Não, eles não podiam roubar-me nem que fosse um pequeno necrológio no principal matutino da cidade. Precisava agir rápido e decidido:
— Alto lá! Também quero ser ouvido!
Jorginho empalideceu, soltou um grito surdo, tombando desmaiado, enquanto os seus amigos, algo admirados por verem um cadáver falar, se dispunham a ouvir-me.
Sempre tive confiança na minha faculdade de convencer os adversários, em meio às discussões. Não sei se pela força da lógica ou se por um dom natural, a verdade é que, em vida, eu vencia qualquer disputa dependente de argumentação segura e irretorquível.

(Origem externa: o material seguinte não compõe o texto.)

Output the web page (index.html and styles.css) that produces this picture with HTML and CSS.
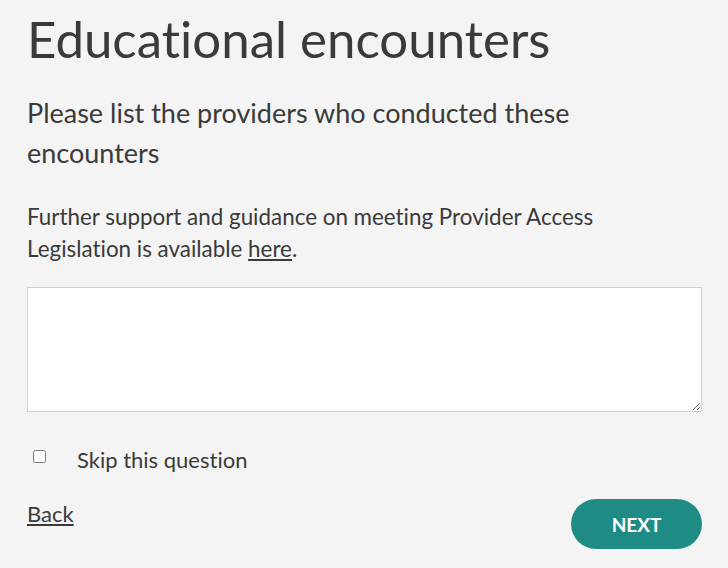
FILE: index.html
```html
<!DOCTYPE html>
<html lang="en">
<head>
    <meta charset="UTF-8">
    <meta name="viewport" content="width=device-width, initial-scale=1.0">
    <title>Educational encounters</title>
    <link rel="stylesheet" href="styles.css">
</head>
<body>
    <main class="question">
        <h1>Educational encounters</h1>
        <h2>Please list the providers who conducted these encounters</h2>
        <p class="help">Further support and guidance on meeting Provider Access Legislation is available <a href="#">here</a>.</p>

        <textarea class="answer"></textarea>

        <label class="skip">
            <input type="checkbox">
            <span>Skip this question</span>
        </label>

        <div class="nav">
            <a href="#" class="back">Back</a>
            <button type="button" class="next">NEXT</button>
        </div>
    </main>
</body>
</html>
```

FILE: styles.css
```css
* {
    box-sizing: border-box;
    margin: 0;
    padding: 0;
}

body {
    background-color: #f4f4f4;
    color: #3a3a3a;
    font-family: Lato, "Open Sans", sans-serif;
    font-variant-ligatures: none;
}

.question {
    padding: 7px 26px 0 27px;
    display: flex;
    flex-direction: column;
}

h1 {
    font-size: 51px;
    font-weight: 400;
    line-height: 64px;
    margin-bottom: 22px;
}

h2,
.help {
    max-width: 600px;
    font-weight: 400;
}

h2 {
    font-size: 27px;
    line-height: 40px;
    margin-bottom: 28px;
}

.help {
    font-size: 22.4px;
    line-height: 32px;
    margin-bottom: 22px;
}

.help a,
.back {
    color: #3a3a3a;
    text-decoration: underline;
}

.answer {
    display: block;
    width: 100%;
    height: 125px;
    border: 1px solid #cfcfcf;
    background: white;
    font-family: inherit;
    font-size: 18px;
    padding: 8px;
    margin-bottom: 35px;
}

.skip {
    display: flex;
    align-items: flex-start;
    gap: 31px;
    padding-left: 6px;
    font-size: 22px;
    line-height: 26px;
    margin-bottom: 26px;
}

.skip input {
    width: 13px;
    height: 13px;
    margin: 3px 0 0;
}

.nav {
    display: flex;
    justify-content: space-between;
    align-items: flex-start;
}

.back {
    font-size: 22px;
    line-height: 30px;
}

.next {
    width: 131px;
    height: 50px;
    border: none;
    border-radius: 25px;
    background-color: #1e8c85;
    color: white;
    font-family: inherit;
    font-size: 19px;
    font-weight: 700;
    cursor: pointer;
}
```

A morte não extinguira essa faculdade. E a ela os meus matadores fizeram justiça. Após curto debate, no qual expus com clareza os meus argumentos, os rapazes ficaram indecisos, sem encontrar uma saída que atendesse, a contento, às minhas razões e ao programa da noite, a exigir prosseguimento. Para tornar mais confusa a situação, sentiam a impossibilidade de dar rumo a um defunto que não perdera nenhum dos predicados geralmente atribuídos aos vivos.
Se a um deles não ocorresse uma sugestão, imediatamente aprovada, teríamos permanecido no impasse. Propunha incluir-me no grupo e, juntos, terminarmos a farra, interrompida com o meu atropelamento.
Entretanto, outro obstáculo nos conteve: as moças eram somente três, isto é, em número igual ao de rapazes. Faltava uma para mim e eu não aceitava fazer parte da turma desacompanhado. O mesmo rapaz que aconselhara a minha inclusão no grupo encontrou a fórmula conciliatória, sugerindo que abandonassem o colega desmaiado na estrada. Para melhorar o meu aspecto, concluiu, bastaria trocar as minhas roupas pelas de Jorginho, que me prontifiquei a fazer rapidamente.
Depois de certa relutância em abandonar o companheiro, concordaram todos (homens e mulheres, estas já restabelecidas do primitivo desmaio) que ele fora fraco e não soubera enfrentar com dignidade a situação. Portanto, era pouco razoável que se perdesse tempo fazendo considerações sentimentais em torno da sua pessoa.